BRIEF:
Check every line below for the word "this" and copy each one that has it.

AVAILABLE DATA:
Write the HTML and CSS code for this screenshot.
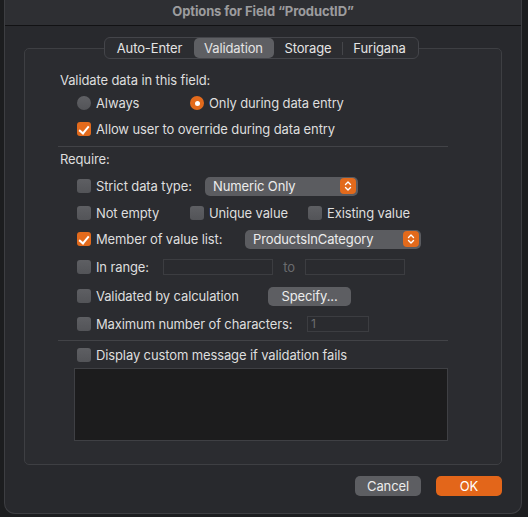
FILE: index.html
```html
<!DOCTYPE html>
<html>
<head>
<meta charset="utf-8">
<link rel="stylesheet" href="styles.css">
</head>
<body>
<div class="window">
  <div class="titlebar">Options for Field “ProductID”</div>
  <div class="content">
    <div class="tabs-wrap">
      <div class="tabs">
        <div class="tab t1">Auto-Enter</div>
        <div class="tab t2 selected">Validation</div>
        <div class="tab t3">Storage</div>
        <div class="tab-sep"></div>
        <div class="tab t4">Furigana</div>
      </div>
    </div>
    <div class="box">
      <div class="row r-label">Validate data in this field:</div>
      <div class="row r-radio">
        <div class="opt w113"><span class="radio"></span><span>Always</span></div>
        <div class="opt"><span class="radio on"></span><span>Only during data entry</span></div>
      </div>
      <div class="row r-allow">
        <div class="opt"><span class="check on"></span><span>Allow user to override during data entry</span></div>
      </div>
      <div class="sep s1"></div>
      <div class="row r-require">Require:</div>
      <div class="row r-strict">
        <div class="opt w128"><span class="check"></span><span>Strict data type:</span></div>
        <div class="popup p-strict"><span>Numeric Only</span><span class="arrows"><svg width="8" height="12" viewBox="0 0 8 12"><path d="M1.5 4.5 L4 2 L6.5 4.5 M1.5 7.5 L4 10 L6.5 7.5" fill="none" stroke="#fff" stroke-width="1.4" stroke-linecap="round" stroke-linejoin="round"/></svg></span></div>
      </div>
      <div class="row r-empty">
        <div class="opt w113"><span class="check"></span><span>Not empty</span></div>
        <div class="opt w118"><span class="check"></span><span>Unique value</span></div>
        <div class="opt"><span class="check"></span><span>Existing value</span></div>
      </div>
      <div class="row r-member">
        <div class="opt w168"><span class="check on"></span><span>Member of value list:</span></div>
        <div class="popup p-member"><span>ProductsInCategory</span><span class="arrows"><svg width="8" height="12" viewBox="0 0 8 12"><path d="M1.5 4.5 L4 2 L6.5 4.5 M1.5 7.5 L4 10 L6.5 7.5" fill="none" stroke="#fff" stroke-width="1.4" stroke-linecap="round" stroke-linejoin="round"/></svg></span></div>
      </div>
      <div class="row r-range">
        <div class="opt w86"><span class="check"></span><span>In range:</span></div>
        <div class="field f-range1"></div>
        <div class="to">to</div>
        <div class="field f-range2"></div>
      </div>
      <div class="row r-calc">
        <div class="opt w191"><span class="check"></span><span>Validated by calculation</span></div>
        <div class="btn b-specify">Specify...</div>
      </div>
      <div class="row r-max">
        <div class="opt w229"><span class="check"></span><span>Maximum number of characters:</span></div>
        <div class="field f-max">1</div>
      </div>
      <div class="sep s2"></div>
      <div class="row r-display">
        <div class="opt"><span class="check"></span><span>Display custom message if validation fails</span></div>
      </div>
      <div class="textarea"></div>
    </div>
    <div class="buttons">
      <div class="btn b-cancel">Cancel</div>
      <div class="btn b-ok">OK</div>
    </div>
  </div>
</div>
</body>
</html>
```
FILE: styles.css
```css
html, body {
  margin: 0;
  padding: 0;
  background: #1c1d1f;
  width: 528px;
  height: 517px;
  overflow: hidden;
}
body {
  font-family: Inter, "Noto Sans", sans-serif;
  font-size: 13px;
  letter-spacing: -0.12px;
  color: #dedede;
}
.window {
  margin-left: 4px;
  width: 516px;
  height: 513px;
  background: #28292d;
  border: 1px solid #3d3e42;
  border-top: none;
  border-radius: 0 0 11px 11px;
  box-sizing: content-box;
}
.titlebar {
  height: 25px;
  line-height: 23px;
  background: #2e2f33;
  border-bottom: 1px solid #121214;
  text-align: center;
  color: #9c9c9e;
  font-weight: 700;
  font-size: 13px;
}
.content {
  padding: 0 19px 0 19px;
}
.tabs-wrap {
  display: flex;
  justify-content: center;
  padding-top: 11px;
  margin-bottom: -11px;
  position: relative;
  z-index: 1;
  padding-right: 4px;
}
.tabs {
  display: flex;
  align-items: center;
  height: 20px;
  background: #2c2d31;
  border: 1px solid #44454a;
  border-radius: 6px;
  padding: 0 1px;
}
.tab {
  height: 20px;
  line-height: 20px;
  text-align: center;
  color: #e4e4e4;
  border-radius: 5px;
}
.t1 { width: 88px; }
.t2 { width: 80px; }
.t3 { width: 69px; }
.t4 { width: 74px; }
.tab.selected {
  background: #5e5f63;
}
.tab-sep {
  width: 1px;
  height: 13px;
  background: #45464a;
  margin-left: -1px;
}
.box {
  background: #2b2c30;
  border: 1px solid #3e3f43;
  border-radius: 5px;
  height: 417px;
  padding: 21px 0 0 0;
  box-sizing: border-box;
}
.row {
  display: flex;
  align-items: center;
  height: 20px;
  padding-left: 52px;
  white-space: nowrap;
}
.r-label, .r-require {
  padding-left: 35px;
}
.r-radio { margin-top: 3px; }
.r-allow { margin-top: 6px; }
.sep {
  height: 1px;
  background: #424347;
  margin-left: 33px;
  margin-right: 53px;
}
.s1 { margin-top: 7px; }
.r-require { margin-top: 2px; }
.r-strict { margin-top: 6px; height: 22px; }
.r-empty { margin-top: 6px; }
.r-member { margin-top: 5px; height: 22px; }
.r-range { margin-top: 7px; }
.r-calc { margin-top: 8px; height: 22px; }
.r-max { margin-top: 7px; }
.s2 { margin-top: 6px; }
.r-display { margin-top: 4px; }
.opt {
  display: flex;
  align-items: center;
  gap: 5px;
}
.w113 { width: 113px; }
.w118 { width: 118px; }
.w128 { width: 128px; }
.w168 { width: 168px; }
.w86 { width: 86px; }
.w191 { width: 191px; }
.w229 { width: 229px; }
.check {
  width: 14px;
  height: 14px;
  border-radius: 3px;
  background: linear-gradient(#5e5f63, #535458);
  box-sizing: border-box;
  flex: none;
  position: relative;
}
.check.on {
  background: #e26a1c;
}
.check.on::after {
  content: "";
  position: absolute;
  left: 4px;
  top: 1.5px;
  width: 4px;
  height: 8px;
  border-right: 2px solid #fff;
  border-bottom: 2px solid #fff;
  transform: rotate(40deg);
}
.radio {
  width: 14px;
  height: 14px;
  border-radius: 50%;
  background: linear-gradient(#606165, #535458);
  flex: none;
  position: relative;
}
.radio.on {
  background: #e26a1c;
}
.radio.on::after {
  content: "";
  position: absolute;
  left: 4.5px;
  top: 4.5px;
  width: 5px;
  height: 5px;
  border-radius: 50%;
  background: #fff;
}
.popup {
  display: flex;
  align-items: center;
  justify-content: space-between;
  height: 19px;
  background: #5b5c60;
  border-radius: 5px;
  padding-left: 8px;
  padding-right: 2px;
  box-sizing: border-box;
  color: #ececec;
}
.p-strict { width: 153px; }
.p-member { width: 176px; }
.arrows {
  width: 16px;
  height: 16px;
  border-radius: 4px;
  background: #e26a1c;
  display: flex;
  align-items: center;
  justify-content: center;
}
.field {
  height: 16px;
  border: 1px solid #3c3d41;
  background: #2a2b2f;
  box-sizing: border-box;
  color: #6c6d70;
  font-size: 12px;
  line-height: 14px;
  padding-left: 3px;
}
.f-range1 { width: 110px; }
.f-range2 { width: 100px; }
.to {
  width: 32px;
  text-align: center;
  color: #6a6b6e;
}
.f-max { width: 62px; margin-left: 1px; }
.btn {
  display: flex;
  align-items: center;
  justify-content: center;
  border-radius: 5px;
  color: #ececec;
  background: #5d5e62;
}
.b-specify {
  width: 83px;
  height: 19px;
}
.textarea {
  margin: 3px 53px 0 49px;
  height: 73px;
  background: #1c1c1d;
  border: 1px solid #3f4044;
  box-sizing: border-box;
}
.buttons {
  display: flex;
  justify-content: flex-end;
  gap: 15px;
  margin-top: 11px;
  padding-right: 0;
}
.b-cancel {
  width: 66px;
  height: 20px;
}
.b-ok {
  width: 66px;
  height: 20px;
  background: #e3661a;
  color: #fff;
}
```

THE RESPONSE:
Write the HTML and CSS code for this screenshot.
      <div class="row r-label">Validate data in this field:</div>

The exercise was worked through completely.